Second, no matter how well the channel does, even if I had a really big budget and wanted to do some really big thing, it would always have to come back to an everyday question. So I’m excited to do some topics years in the future, if I have the budget, where I chase down a little rabbit hole that starts with just something in your house, and ends up with me doing some wild experiment in a faraway lab just to understand the core of what goes into this little object. But the video will always start with the little object and end with the little object, because it always has to come back to your own life, even if we go on some wild tangents along the way.

If Rabbit Hole succeeds in the way you hope, what will that look like?

Zhang: I often tell people that, for me, the mark of Rabbit Hole being successful is if I’m out in the world, at an airport, at a bus terminal, sitting in a park one day, and I hear strangers around me connecting with each other over some fun fact that they learned from one of my videos. Maybe two new coworkers are discussing why office chairs have five legs. Maybe two strangers sitting next to each other on the bus start talking about some bus stop video I end up making. To me, that would mean my channel has truly done what it set out to do.
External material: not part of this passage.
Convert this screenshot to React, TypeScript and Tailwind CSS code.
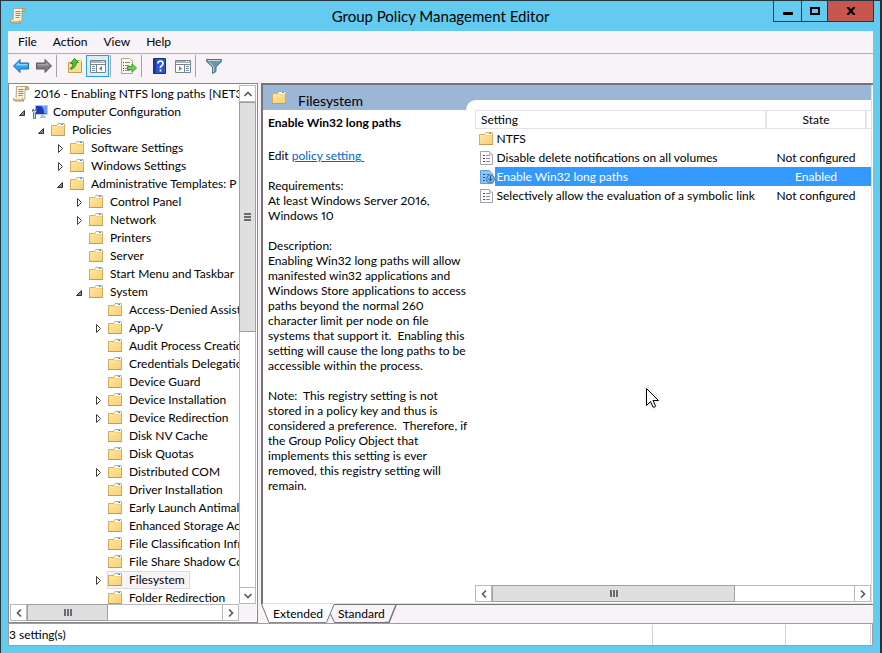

Ultimately, I want people to start connecting with each other. I want people to chase their curiosities, but not just stop there — I want them to actually use that curiosity to connect with each other too. Because I think curiosity is the opposite of fear, and people don’t want to talk to each other because they’re scared of each other or they don’t understand each other. Curiosity is the complete antidote to that. It’s once you replace that instinct of, “I don’t know what to do here. I’m scared,” with, “I don’t know what to do here. Let me ask a question, let me understand it better.” If people chase that instinct and end up connecting with strangers in their real life, that would be the best possible outcome of the internet in general, I think. That’s what I want for Rabbit Hole.